Support Manuel Borja-Villel, Director of Museo Reina Sofía, and the team at the Museo Reina Sofía in their opposition to the attempted censorship of a work of art in the exhibition “Really Useful Knowledge” (Madrid, Spain)
via CIMAM International Committee of ICOM for Museums and Collections of Modern Art
CIMAM wishes to express its support to Manuel Borja-Villel, Director of Museo Reina Sofía (MNCARS), Madrid, and the entire team at the Museum in their negative to censure a work of art* presented within the exhibition Really Useful Knowledge [curated by WHW (What, How and for Whom)]. Religious groups are pressuring the Spanish Ministry of Culture to censure this exhibition. CIMAM is against such pressures on any cultural institution dedicated to promoting the principles of artistic expression and freedom.
The exhibition endeavors to position the notion of critical pedagogy as a crucial element in collective struggles, and explore the tension between individual and social emancipation through education with examples that are both historical and current, and their relation to organizational forms capable of leading unified resistance to the reproduction of capital.
The programming of art institutions is done for the construction of a civil and public space of debate and of a critical discussion around the experiences we share. Art institutions are for freedom, respect and debate; never for repression, violence nor censorship.
CIMAM wishes to encourage debate and civilized exchange of ideas and wants to express the deep concern for the turn of the actions against the freedom of artistic expressions and of the values of dialogue defended by the Museo Reina Sofía (MNCARS).
CIMAM has initiated a petition addressed to the Spanish Ministry of Education, Culture and Sports, to support Manuel Borja-Villel, director of Museo Reina Sofía (MNCARS) and the entire team involved in this exhibition.
Please SIGN and share!
(*) Mujeres Públicas’s “Cajita de fósforos” (2005) consists of two matchboxes depicting, on one side, a burning church building, and on the other, the slogan: “The only church that illuminates is one which burns. Contribute!” (La única iglesia que ilumina es la que arde. ¡Contribuya!).
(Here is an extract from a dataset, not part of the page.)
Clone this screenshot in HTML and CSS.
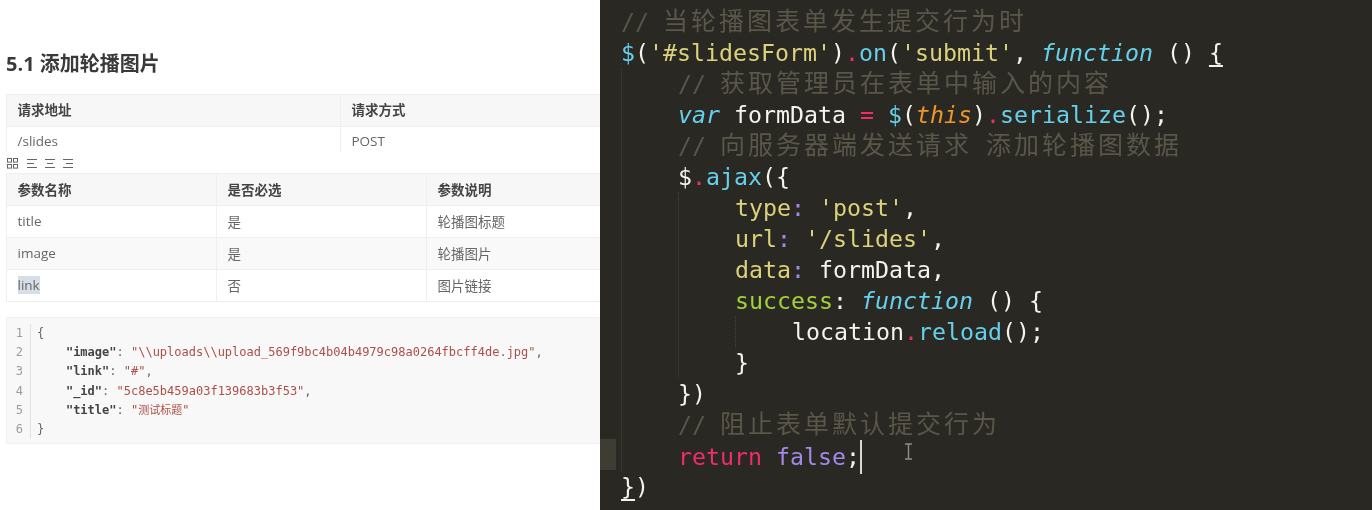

The presentation of the piece by Mujeres Públicas, an Argentine feminist collective, was equated by one religious organization to a use of public funds by the state museum to “insult Christians.”
Source: Hyperallergic.
Oh the irony! A petition defending an exhibition devoted to the free open and non-hierarchical sharing of knowledge, and the petition comes without a word of explanation or justification. So much for “open and public debate.”
Reminds me those marches against Injustice and Discrimination that are by invitation only; pretty much what I’ve come to expect from ICOM…
Thanks for the clarification. I’ve signed the petition with the following comment:
As Gauguin once wrote, “You have the right to be stupid, but you have a duty not to be.” On the other hand that still gives Mr. Borja-Villel the right to be stupid, even if I wish he and his institutional supporters had done a better curator’s job of explaining and justifying the inclusion of this piece. I can think of a few myself but they’re sadly missing from this discussion, which seems to be focused on defending the Global Museum Establishment, not the art. I’m signing the petition out of principle, but frankly, I’m tired of being asked to help you guys clean up your own mess.